RT Question More, 4 December 2016:

The US Army Corps of Engineers will not grant permission for the Dakota Access Pipeline to cross Lake Oahe, the hotspot of massive protests of water protectors, the Standing Rock Sioux Tribe said in a statement, adding that alternative routes are now being studied.
"The Department of the Army will not approve an easement that would allow the proposed Dakota Access Pipeline to cross under Lake Oahe in North Dakota," said a statement on the US Army website, citing the Assistant Secretary for Civil Works, Jo-Ellen Darcy.
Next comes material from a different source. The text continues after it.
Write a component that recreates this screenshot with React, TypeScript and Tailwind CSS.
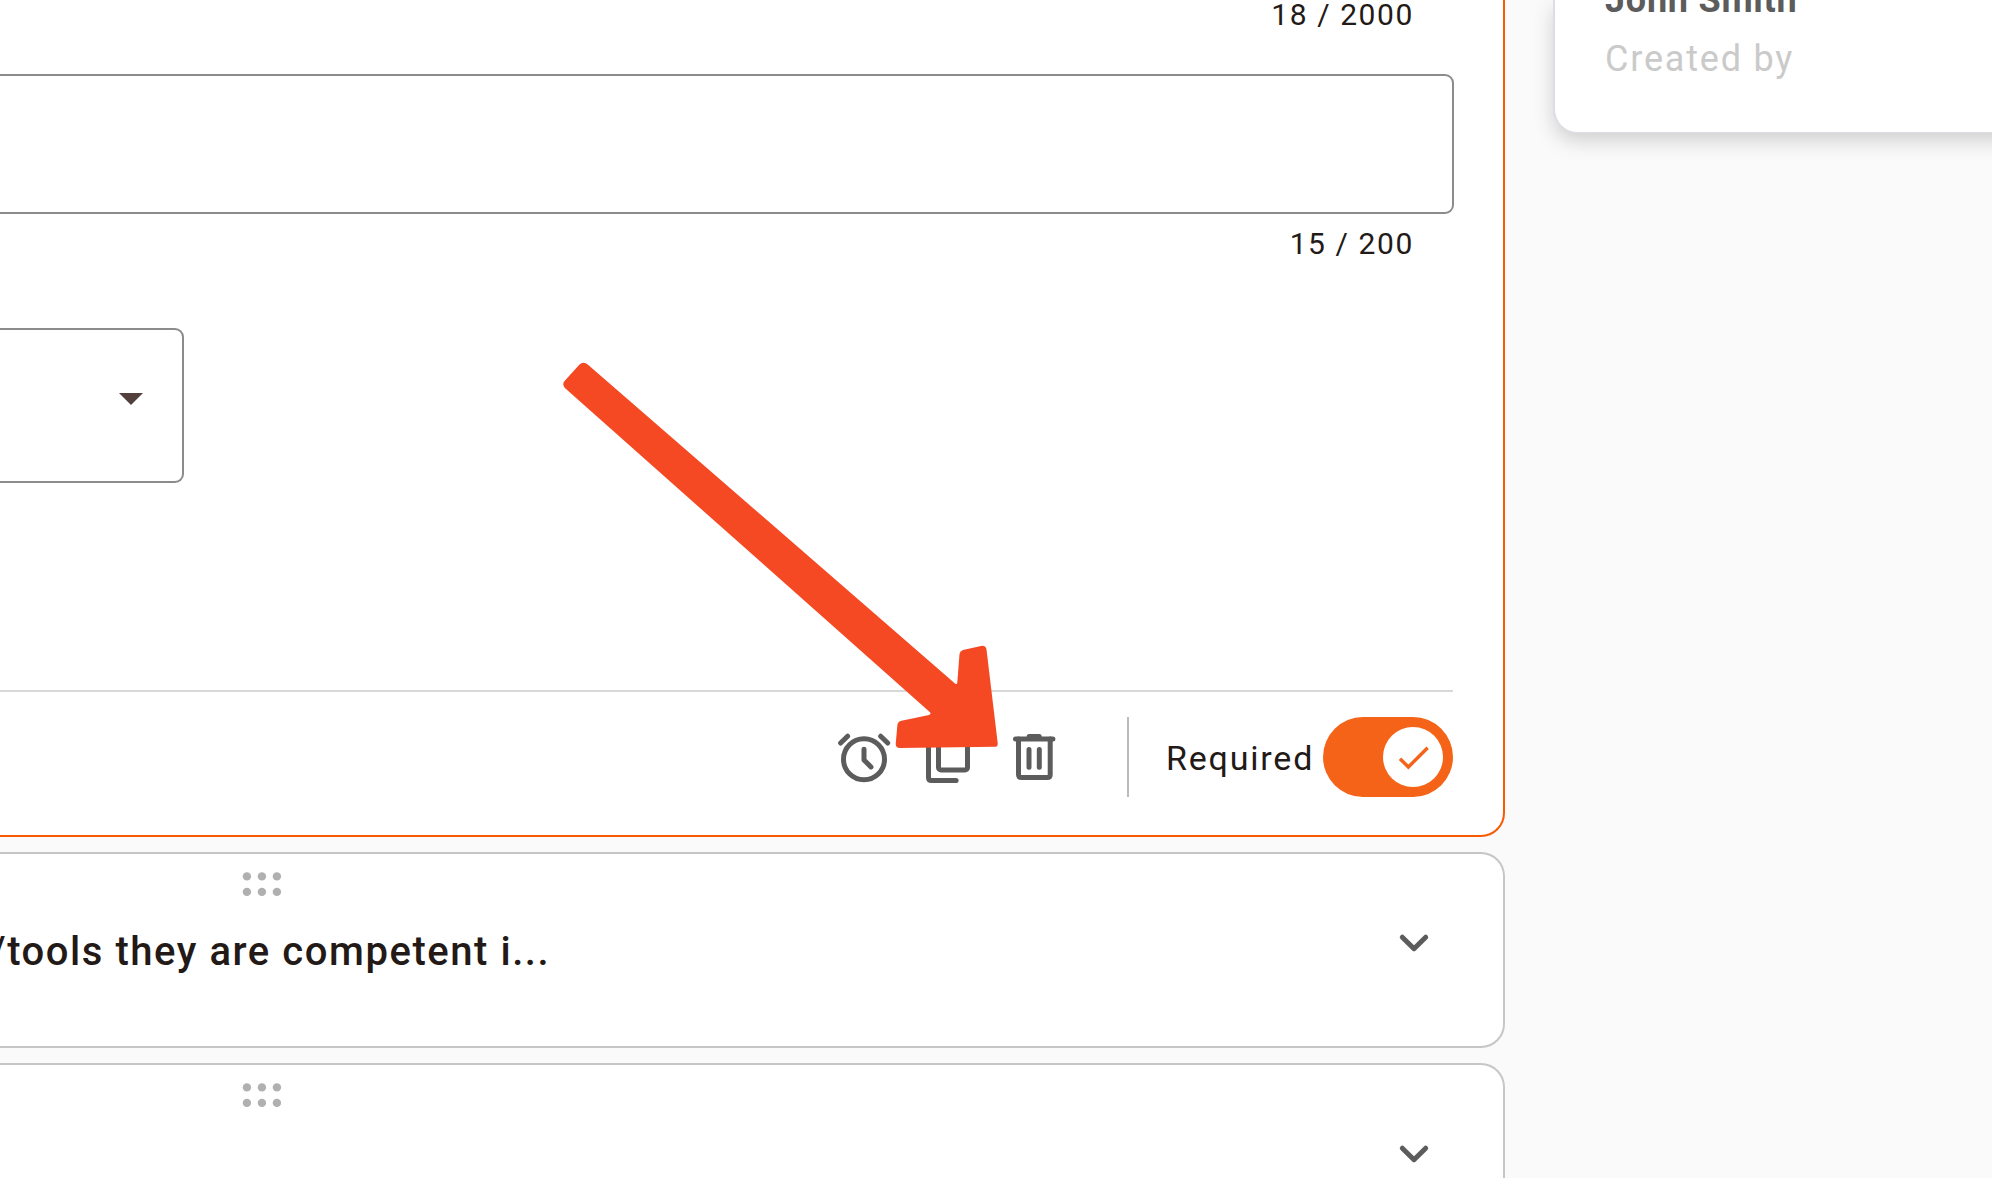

U.S. Army statement, 4 December 2016:

The Department of the Army will not approve an easement that would allow the proposed Dakota Access Pipeline to cross under Lake Oahe in North Dakota, the Army's Assistant Secretary for Civil Works announced today.
Jo-Ellen Darcy said she based her decision on a need to explore alternate routes for the Dakota Access Pipeline crossing. Her office had announced on November 14, 2016 that it was delaying the decision on the easement to allow for discussions with the Standing Rock Sioux Tribe, whose reservation lies 0.5 miles south of the proposed crossing. Tribal officials have expressed repeated concerns over the risk that a pipeline rupture or spill could pose to its water supply and treaty rights.
"Although we have had continuing discussion and exchanges of new information with the Standing Rock Sioux and Dakota Access, it's clear that there's more work to do," Darcy said. "The best way to complete that work responsibly and expeditiously is to explore alternate routes for the pipeline crossing." 
Darcy said that the consideration of alternative routes would be best accomplished through an Environmental Impact Statement with full public input and analysis.
The Dakota Access Pipeline is an approximately 1,172 mile pipeline that would connect the Bakken and Three Forks oil production areas in North Dakota to an existing crude oil terminal near Pakota, Illinois. The pipeline is 30 inches in diameter and is projected to transport approximately 470,000 barrels of oil per day, with a capacity as high as 570,000 barrels. The current proposed pipeline route would cross Lake Oahe, an Army Corps of Engineers project on the Missouri River.